Obesity is at all-time high and costing billions of dollars to the healthcare system. And one would think that obese individuals would be trying to lose their weight considering the fact it improves health and lowers medical bills.
Unfortunately, a recent study out of Georgia Southern University reveals that very few overweight Americans have actually been trying to lose weight over the past few years. In fact, the researchers feel that there is a trend of social fat acceptance by many of these individuals.
It appears that being fat or overweight is now being accepted as part of life and people feel that they do not need to do anything about it. Perhaps another reason for the lack of motivation for not undertaking exercise could be related to multiple failed attempts in the past. The results of the study are published in the Journal of the American Medical Association.
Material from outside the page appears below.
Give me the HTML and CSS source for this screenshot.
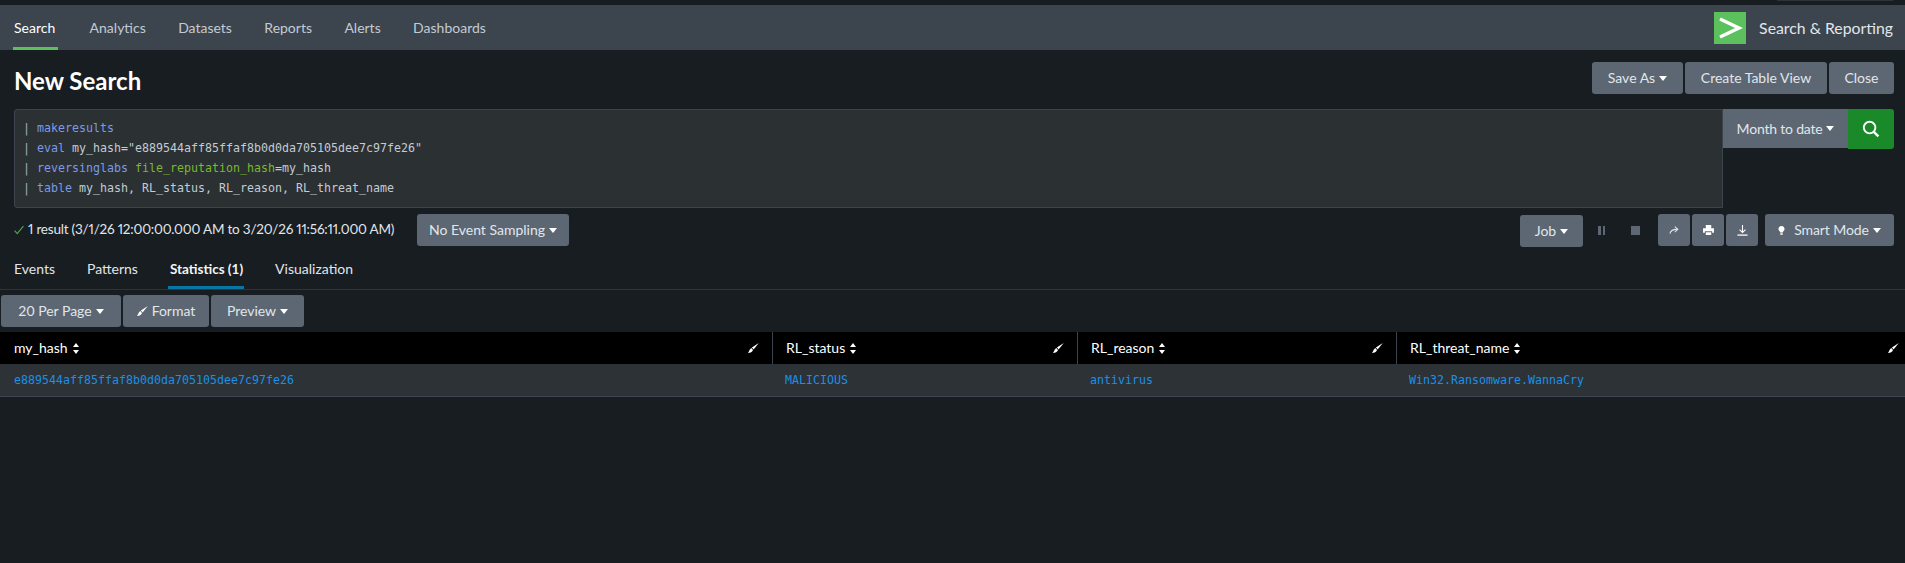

The researchers looked at US governmental health surveys from 1988 to 2014. More than 27,000 obese adults between ages 20-59 were involved in the survey. The surveys asked health related questions. A physical examination was also conducted for all participants. They were also asked if they had attempted to lose weight within the past 12 months.
During the early surveys, about 50% of the adults were obese or overweight, but by 2014, the number had climbed to 65%. Further the number of obese or overweight participants who were trying to lose weight dropped from 55 to 49 percent. In this study, the researchers noted that obesity was most common in African American women and that there was also a big drop in the number of African American women trying to lose weight.
The results of this study have tremendous clinical relevance. Today many people have accepted the fact that they are obese or overweight and think this is perfectly acceptable. In fact, anecdotal data reveal that many obese people do try to lose weight initially but many get frustrated with the slow or no result and then give up.
The researchers do feel that there is a positive side to the social acceptance of obesity because there is less ridicule or embarrassment. However, researchers warn that obesity is not a silent disease and sooner or later it increases the risk of heart disease, stroke, diabetes, cancer, arthritis and also lowers self-esteem.